Ladykillers
The Ladykillers
États-Unis, 2004
De Ethan Coen, Joel Schumacher
Scénario : Ethan Coen, Joel Coen, William Rose
Avec : Diane Delano, Irma P. Hall, Tom Hanks, Ryan Hurst, Tzi Ma, John McConnell, Stephen Root, George Wallace, Marlon Wayans, Jason Weaver
Durée : 1h44
Sortie : 09/06/2004
Escroc minable et éminent lettré excentrique, le professeur G.H. Dorr se prend pour un génie du crime. Il recrute une bande de bras cassés pour monter un coup ambitieux. Le modus operandi comprend le squat de la cave d’une vieille veuve pieuse.
LE CRIME NE PAIE PAS
Avec Ladykillers, les frères Coen se paient un best of de leurs œuvres les plus dérangées.

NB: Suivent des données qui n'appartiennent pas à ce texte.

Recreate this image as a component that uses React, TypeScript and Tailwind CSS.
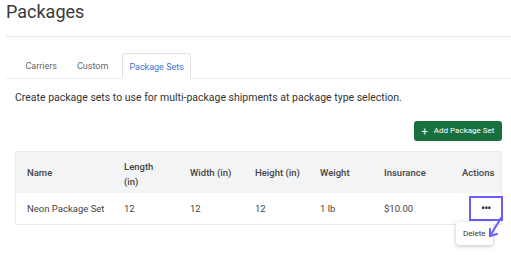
export default function App() {
  const cols = "grid grid-cols-[97px_66px_65px_65px_64px_78px_1fr] items-center";

  return (
    <main className="min-h-screen w-[511px] overflow-hidden bg-white pl-[6px] font-['Roboto',sans-serif] text-[#333]">
      <h1 className="pt-[1px] text-[18px] leading-[22px] text-[#3a3a3a]">Packages</h1>
      <div className="mt-[13px] h-px bg-[#e6e8e9]" />

      {/* Tabs */}
      <div className="mt-[16px] flex gap-[7px] border-b border-[#eceeef] pl-[13px]">
        {["Carriers", "Custom"].map((t) => (
          <div key={t} className="px-[6.5px] pb-[6px] pt-[8px] text-[9px] leading-[11px] text-[#666]">
            {t}
          </div>
        ))}
        <div className="-mb-px rounded-t-[3px] border border-b-white border-[#dfe3e6] bg-white px-[6.5px] pb-[5px] pt-[7px] text-[9px] leading-[12px] text-[#3a72d8]">
          Package Sets
        </div>
      </div>

      <div className="px-[9px]">
        <p className="mt-[12px] text-[10.5px] leading-[14px] text-[#333]">
          Create package sets to use for multi-package shipments at package type selection.
        </p>

        <div className="mt-[16px] flex justify-end">
          <button className="flex h-[20px] w-[88px] items-center justify-center gap-[6px] rounded-[3px] bg-[#19703f] text-[8px] font-normal text-white">
            <span className="text-[11px] leading-none">+</span>
            <span>Add Package Set</span>
          </button>
        </div>

        {/* Table */}
        <div className="mt-[10px] border border-[#e8eaec] text-[9.5px]">
          <div className={`${cols} h-[41px] bg-[#f3f4f5] pl-[11px] pt-[2px] font-medium text-[#444]`}>
            <div>Name</div>
            <div className="leading-[15px]">
              Length
              <br />
              (in)
            </div>
            <div>Width (in)</div>
            <div>Height (in)</div>
            <div>Weight</div>
            <div>Insurance</div>
            <div>Actions</div>
          </div>
          <div className={`${cols} h-[31px] pl-[11px] text-[#444]`}>
            <div className="pt-[2px]">Neon Package Set</div>
            <div className="pt-[2px]">12</div>
            <div className="pt-[2px]">12</div>
            <div className="pt-[2px]">12</div>
            <div className="pt-[2px]">1 lb</div>
            <div className="pt-[2px]">$10.00</div>
            <div className="relative flex h-full items-center">
              <div className="ml-[7px] flex h-[25px] w-[34px] items-center justify-center border-2 border-[#6a5cff]">
                <span className="text-[10px] font-bold leading-none tracking-[-0.5px] text-[#222]">•••</span>
              </div>
              {/* Delete popover */}
              <div className="absolute left-[-6px] top-[29px] flex h-[23px] w-[37px] items-center rounded-[3px] bg-white pl-[7px] text-[8px] text-[#333] shadow-[0_1px_4px_rgba(0,0,0,0.25)]">
                Delete
              </div>
              {/* Annotation arrow */}
              <svg
                className="absolute left-[25px] top-[24px]"
                width="20"
                height="22"
                viewBox="0 0 20 22"
                fill="none"
                stroke="#6a5cff"
                strokeWidth="2"
                strokeLinecap="round"
                strokeLinejoin="round"
              >
                <path d="M14 1 L3 19" />
                <path d="M3 19 L10 17" />
                <path d="M3 19 L3 12" />
              </svg>
            </div>
          </div>
        </div>
      </div>
    </main>
  );
}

Croisement mystérieux entre Miller’s Crossing et Arizona Junior mâtiné de O’Brother – pour l’ambiance gospel – et de la photo délavée d’un Barton Fink, Ladykillers marque le retour en farce des deux frères. Après un Intolérable Cruauté en demi teinte, les Coen regagnent rythme et verve pour un film diablement enlevé. Remake d’une œuvre anglaise et éponyme avec Alec Guiness et Peter Sellers, il conserve le charme et l’absurdité british de l’humour original. Armés d’un scénario simple mais malin, prévisible sans ennuyer, ludique et cruel, les auteurs de Fargo brodent une trame sans façon sur un piteux braquage. Le genre d’histoire typique des frères Coen où l’intrigue importe moins que la complexité des personnages, le plus souvent en marge d’une société qui semble produire sans fin des êtres étranges. Ici le professeur Dorr, incarné par un Tom Hanks radical, se définit comme un îlot d’intelligence mis au service de ses ambitions criminelles. Cerné par la bêtise de ses acolytes, il n’échappe pourtant pas à la douce cruauté des Coen. Son air supérieur de petit pédagogue à l’humour navrant se piquant de références innombrables et d’une culture abyssale, le rend presque aussi complexe et pathétique que le Dude de Big Lebowski. Entre plans débiles et tensions stupides, l’ensemble du casting se relie pour raviver la flamme du nonsense.
DROLE DE DRAME
L’autre réussite réside dans l’instauration d’une ambiance particulière, emprunté d’éléments fantastiques – l’annonce funeste de Tom Hanks, ce pont embrumé aux gargouilles sinistres servant de lieu de passage d’un monde à l’autre, à l’instar de la forêt de Miller’s Crossing. Contrées irréelles, souterrains, tunnels opposés aux églises remplies de chants religieux, les frères Coen développent sous la légèreté dominante des thématiques plus complexes. Le Ciel et les Enfers, la barque de Charon, le remords, la rédemption, naviguent dans les eaux sombres d’un film plus moite et moins aérien qu’il pourrait paraître. Ladykillers devient le spectacle d’une déchéance puissante, une tragi-comédie romantique et macabre à la Edgar Allan Poe, que le film cite sans cesse. Il en va de même pour la mise en scène – en sus des quelques amusants effets "jeunes" insérés ça et là – s’avère en phase avec la noirceur de son sujet. Photo passée, ombres et lumière. Malgré tout, le film reste une comédie grinçante, drôle, vive et méchante. Emmené par un Tom Hanks impérial et une Irma P. Hall – prix du jury à Cannes 2004 – attachante, le film est déjà hilarant sans chercher à creuser sa surface. Boudé par un public américain dérouté, il trouvera dans l’hexagone, sans aucun problème, le succès qu’il mérite.
En savoir plus
Le film est un remake d'un long métrage sorti en 1955, réalisé par Alexander Mackendrick. Dans la distribution figuraient deux grands noms de cinéma, Alec Guinness et Peter Sellers. Hasard de la compétition, The Life and Death of Peter Sellers, autre film présenté à Cannes, incluait un bref plan du film original.
Le personnage interprété par Irma P. Hall n’a de cesse de clamer faire des donations à la Bob Jones University. Cette institution est tristement célèbre pour avoir pratiqué une ségrégation raciale jusque dans les années 70, excluant les étudiants Noirs de leurs amphithéâtres. Et ce n’est qu’en 2000 qu’ils autorisèrent les couples mixtes dans l’enceinte de leur campus.